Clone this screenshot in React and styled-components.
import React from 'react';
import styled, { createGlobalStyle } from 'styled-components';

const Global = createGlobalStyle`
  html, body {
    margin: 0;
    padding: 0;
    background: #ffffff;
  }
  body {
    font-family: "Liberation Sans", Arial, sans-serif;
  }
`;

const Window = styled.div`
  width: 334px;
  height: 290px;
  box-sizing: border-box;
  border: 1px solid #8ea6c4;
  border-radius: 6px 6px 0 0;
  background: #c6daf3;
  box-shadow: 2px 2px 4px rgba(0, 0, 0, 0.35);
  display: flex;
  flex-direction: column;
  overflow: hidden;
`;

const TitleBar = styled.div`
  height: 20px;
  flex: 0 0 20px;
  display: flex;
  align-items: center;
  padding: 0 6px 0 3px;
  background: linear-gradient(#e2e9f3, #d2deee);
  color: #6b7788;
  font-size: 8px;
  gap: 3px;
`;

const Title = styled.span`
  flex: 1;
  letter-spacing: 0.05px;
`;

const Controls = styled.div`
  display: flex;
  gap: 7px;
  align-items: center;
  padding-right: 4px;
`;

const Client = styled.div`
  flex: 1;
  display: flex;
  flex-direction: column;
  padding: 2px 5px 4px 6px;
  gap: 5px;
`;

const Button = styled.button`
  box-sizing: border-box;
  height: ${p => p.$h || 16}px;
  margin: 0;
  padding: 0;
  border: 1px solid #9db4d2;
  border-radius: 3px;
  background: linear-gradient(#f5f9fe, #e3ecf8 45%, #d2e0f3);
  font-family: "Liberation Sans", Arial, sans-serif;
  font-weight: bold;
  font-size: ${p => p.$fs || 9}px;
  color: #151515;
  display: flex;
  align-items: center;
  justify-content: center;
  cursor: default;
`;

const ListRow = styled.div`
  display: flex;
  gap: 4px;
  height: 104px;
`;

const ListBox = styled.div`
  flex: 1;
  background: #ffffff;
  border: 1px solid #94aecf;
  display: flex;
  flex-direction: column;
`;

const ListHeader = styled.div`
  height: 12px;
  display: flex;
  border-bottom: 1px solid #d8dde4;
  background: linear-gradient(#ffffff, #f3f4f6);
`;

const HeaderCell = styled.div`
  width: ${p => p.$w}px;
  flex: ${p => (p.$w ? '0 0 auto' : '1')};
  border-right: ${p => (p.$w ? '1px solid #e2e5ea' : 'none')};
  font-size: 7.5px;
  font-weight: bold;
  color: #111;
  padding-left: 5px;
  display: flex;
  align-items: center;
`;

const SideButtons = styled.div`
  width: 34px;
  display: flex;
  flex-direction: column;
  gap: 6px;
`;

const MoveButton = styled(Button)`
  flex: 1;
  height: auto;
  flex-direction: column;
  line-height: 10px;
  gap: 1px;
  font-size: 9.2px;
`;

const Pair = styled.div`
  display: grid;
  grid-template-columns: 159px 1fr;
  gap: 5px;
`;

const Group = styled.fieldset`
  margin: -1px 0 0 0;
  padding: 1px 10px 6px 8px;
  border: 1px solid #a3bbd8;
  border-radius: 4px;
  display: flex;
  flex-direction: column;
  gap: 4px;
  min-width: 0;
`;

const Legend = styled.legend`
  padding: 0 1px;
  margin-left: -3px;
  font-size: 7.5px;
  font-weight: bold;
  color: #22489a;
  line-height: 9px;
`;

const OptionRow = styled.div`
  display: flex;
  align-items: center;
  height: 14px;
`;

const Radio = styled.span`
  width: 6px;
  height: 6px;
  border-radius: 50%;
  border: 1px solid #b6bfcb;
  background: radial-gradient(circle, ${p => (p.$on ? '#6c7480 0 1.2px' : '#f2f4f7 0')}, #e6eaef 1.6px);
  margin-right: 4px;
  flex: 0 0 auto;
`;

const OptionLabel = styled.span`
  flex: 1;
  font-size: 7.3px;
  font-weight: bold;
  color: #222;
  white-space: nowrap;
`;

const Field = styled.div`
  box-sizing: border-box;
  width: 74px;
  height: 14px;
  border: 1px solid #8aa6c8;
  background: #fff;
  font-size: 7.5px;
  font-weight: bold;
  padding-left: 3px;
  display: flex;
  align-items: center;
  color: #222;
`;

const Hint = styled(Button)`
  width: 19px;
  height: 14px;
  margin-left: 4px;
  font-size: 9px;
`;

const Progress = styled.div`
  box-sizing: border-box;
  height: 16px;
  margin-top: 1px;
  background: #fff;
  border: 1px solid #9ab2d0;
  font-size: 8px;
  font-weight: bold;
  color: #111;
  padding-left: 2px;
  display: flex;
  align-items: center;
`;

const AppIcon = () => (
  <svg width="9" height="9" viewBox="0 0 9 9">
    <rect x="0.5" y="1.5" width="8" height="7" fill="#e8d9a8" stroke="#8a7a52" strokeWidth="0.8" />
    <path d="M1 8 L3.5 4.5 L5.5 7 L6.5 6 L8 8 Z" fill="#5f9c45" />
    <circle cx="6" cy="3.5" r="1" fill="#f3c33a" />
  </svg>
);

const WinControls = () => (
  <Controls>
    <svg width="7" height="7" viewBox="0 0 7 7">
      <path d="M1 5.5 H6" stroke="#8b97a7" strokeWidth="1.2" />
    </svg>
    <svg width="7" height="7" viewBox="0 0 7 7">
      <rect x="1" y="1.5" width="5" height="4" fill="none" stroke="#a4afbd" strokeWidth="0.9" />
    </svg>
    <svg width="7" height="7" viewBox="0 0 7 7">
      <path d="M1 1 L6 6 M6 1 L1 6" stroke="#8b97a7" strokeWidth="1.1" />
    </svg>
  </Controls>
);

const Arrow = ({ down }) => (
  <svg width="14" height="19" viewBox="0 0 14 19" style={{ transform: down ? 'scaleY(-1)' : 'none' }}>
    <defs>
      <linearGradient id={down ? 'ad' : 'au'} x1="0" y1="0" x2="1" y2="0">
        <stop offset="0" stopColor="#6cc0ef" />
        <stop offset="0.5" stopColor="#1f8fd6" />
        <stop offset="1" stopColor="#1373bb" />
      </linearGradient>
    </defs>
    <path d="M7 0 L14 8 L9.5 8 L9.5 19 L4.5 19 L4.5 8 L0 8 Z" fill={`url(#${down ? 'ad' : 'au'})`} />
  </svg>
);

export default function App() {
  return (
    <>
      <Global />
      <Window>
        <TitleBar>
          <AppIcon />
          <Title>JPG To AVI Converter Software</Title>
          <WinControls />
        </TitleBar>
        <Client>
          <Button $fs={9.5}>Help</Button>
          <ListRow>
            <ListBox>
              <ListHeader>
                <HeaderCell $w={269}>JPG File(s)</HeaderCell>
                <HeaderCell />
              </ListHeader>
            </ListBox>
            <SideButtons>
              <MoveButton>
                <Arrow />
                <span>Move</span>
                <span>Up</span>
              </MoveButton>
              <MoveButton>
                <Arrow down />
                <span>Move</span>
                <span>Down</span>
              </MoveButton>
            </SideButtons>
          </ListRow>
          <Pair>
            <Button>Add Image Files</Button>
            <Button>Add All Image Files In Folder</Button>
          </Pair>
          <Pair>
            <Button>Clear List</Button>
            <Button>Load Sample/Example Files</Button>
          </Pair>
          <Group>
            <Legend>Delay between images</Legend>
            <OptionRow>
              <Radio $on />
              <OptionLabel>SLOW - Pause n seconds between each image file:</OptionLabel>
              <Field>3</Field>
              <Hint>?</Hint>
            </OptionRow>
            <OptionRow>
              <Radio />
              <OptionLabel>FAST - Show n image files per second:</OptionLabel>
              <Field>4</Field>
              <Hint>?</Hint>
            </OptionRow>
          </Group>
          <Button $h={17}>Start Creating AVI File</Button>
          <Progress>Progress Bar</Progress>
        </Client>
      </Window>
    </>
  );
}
------------------------------------------------------------
### OBJECTIVE
Your task is to repeat every line exactly.

### SOLVED PROBLEM
Clone this screenshot in React and styled-components.
import React from 'react';
import styled, { createGlobalStyle } from 'styled-components';

const Global = createGlobalStyle`
  html, body {
    margin: 0;
    padding: 0;
    background: #ffffff;
  }
  body {
    font-family: "Liberation Sans", Arial, sans-serif;
  }
`;

const Window = styled.div`
  width: 334px;
  height: 290px;
  box-sizing: border-box;
  border: 1px solid #8ea6c4;
  border-radius: 6px 6px 0 0;
  background: #c6daf3;
  box-shadow: 2px 2px 4px rgba(0, 0, 0, 0.35);
  display: flex;
  flex-direction: column;
  overflow: hidden;
`;

const TitleBar = styled.div`
  height: 20px;
  flex: 0 0 20px;
  display: flex;
  align-items: center;
  padding: 0 6px 0 3px;
  background: linear-gradient(#e2e9f3, #d2deee);
  color: #6b7788;
  font-size: 8px;
  gap: 3px;
`;

const Title = styled.span`
  flex: 1;
  letter-spacing: 0.05px;
`;

const Controls = styled.div`
  display: flex;
  gap: 7px;
  align-items: center;
  padding-right: 4px;
`;

const Client = styled.div`
  flex: 1;
  display: flex;
  flex-direction: column;
  padding: 2px 5px 4px 6px;
  gap: 5px;
`;

const Button = styled.button`
  box-sizing: border-box;
  height: ${p => p.$h || 16}px;
  margin: 0;
  padding: 0;
  border: 1px solid #9db4d2;
  border-radius: 3px;
  background: linear-gradient(#f5f9fe, #e3ecf8 45%, #d2e0f3);
  font-family: "Liberation Sans", Arial, sans-serif;
  font-weight: bold;
  font-size: ${p => p.$fs || 9}px;
  color: #151515;
  display: flex;
  align-items: center;
  justify-content: center;
  cursor: default;
`;

const ListRow = styled.div`
  display: flex;
  gap: 4px;
  height: 104px;
`;

const ListBox = styled.div`
  flex: 1;
  background: #ffffff;
  border: 1px solid #94aecf;
  display: flex;
  flex-direction: column;
`;

const ListHeader = styled.div`
  height: 12px;
  display: flex;
  border-bottom: 1px solid #d8dde4;
  background: linear-gradient(#ffffff, #f3f4f6);
`;

const HeaderCell = styled.div`
  width: ${p => p.$w}px;
  flex: ${p => (p.$w ? '0 0 auto' : '1')};
  border-right: ${p => (p.$w ? '1px solid #e2e5ea' : 'none')};
  font-size: 7.5px;
  font-weight: bold;
  color: #111;
  padding-left: 5px;
  display: flex;
  align-items: center;
`;

const SideButtons = styled.div`
  width: 34px;
  display: flex;
  flex-direction: column;
  gap: 6px;
`;

const MoveButton = styled(Button)`
  flex: 1;
  height: auto;
  flex-direction: column;
  line-height: 10px;
  gap: 1px;
  font-size: 9.2px;
`;

const Pair = styled.div`
  display: grid;
  grid-template-columns: 159px 1fr;
  gap: 5px;
`;

const Group = styled.fieldset`
  margin: -1px 0 0 0;
  padding: 1px 10px 6px 8px;
  border: 1px solid #a3bbd8;
  border-radius: 4px;
  display: flex;
  flex-direction: column;
  gap: 4px;
  min-width: 0;
`;

const Legend = styled.legend`
  padding: 0 1px;
  margin-left: -3px;
  font-size: 7.5px;
  font-weight: bold;
  color: #22489a;
  line-height: 9px;
`;

const OptionRow = styled.div`
  display: flex;
  align-items: center;
  height: 14px;
`;

const Radio = styled.span`
  width: 6px;
  height: 6px;
  border-radius: 50%;
  border: 1px solid #b6bfcb;
  background: radial-gradient(circle, ${p => (p.$on ? '#6c7480 0 1.2px' : '#f2f4f7 0')}, #e6eaef 1.6px);
  margin-right: 4px;
  flex: 0 0 auto;
`;

const OptionLabel = styled.span`
  flex: 1;
  font-size: 7.3px;
  font-weight: bold;
  color: #222;
  white-space: nowrap;
`;

const Field = styled.div`
  box-sizing: border-box;
  width: 74px;
  height: 14px;
  border: 1px solid #8aa6c8;
  background: #fff;
  font-size: 7.5px;
  font-weight: bold;
  padding-left: 3px;
  display: flex;
  align-items: center;
  color: #222;
`;

const Hint = styled(Button)`
  width: 19px;
  height: 14px;
  margin-left: 4px;
  font-size: 9px;
`;

const Progress = styled.div`
  box-sizing: border-box;
  height: 16px;
  margin-top: 1px;
  background: #fff;
  border: 1px solid #9ab2d0;
  font-size: 8px;
  font-weight: bold;
  color: #111;
  padding-left: 2px;
  display: flex;
  align-items: center;
`;

const AppIcon = () => (
  <svg width="9" height="9" viewBox="0 0 9 9">
    <rect x="0.5" y="1.5" width="8" height="7" fill="#e8d9a8" stroke="#8a7a52" strokeWidth="0.8" />
    <path d="M1 8 L3.5 4.5 L5.5 7 L6.5 6 L8 8 Z" fill="#5f9c45" />
    <circle cx="6" cy="3.5" r="1" fill="#f3c33a" />
  </svg>
);

const WinControls = () => (
  <Controls>
    <svg width="7" height="7" viewBox="0 0 7 7">
      <path d="M1 5.5 H6" stroke="#8b97a7" strokeWidth="1.2" />
    </svg>
    <svg width="7" height="7" viewBox="0 0 7 7">
      <rect x="1" y="1.5" width="5" height="4" fill="none" stroke="#a4afbd" strokeWidth="0.9" />
    </svg>
    <svg width="7" height="7" viewBox="0 0 7 7">
      <path d="M1 1 L6 6 M6 1 L1 6" stroke="#8b97a7" strokeWidth="1.1" />
    </svg>
  </Controls>
);

const Arrow = ({ down }) => (
  <svg width="14" height="19" viewBox="0 0 14 19" style={{ transform: down ? 'scaleY(-1)' : 'none' }}>
    <defs>
      <linearGradient id={down ? 'ad' : 'au'} x1="0" y1="0" x2="1" y2="0">
        <stop offset="0" stopColor="#6cc0ef" />
        <stop offset="0.5" stopColor="#1f8fd6" />
        <stop offset="1" stopColor="#1373bb" />
      </linearGradient>
    </defs>
    <path d="M7 0 L14 8 L9.5 8 L9.5 19 L4.5 19 L4.5 8 L0 8 Z" fill={`url(#${down ? 'ad' : 'au'})`} />
  </svg>
);

export default function App() {
  return (
    <>
      <Global />
      <Window>
        <TitleBar>
          <AppIcon />
          <Title>JPG To AVI Converter Software</Title>
          <WinControls />
        </TitleBar>
        <Client>
          <Button $fs={9.5}>Help</Button>
          <ListRow>
            <ListBox>
              <ListHeader>
                <HeaderCell $w={269}>JPG File(s)</HeaderCell>
                <HeaderCell />
              </ListHeader>
            </ListBox>
            <SideButtons>
              <MoveButton>
                <Arrow />
                <span>Move</span>
                <span>Up</span>
              </MoveButton>
              <MoveButton>
                <Arrow down />
                <span>Move</span>
                <span>Down</span>
              </MoveButton>
            </SideButtons>
          </ListRow>
          <Pair>
            <Button>Add Image Files</Button>
            <Button>Add All Image Files In Folder</Button>
          </Pair>
          <Pair>
            <Button>Clear List</Button>
            <Button>Load Sample/Example Files</Button>
          </Pair>
          <Group>
            <Legend>Delay between images</Legend>
            <OptionRow>
              <Radio $on />
              <OptionLabel>SLOW - Pause n seconds between each image file:</OptionLabel>
              <Field>3</Field>
              <Hint>?</Hint>
            </OptionRow>
            <OptionRow>
              <Radio />
              <OptionLabel>FAST - Show n image files per second:</OptionLabel>
              <Field>4</Field>
              <Hint>?</Hint>
            </OptionRow>
          </Group>
          <Button $h={17}>Start Creating AVI File</Button>
          <Progress>Progress Bar</Progress>
        </Client>
      </Window>
    </>
  );
}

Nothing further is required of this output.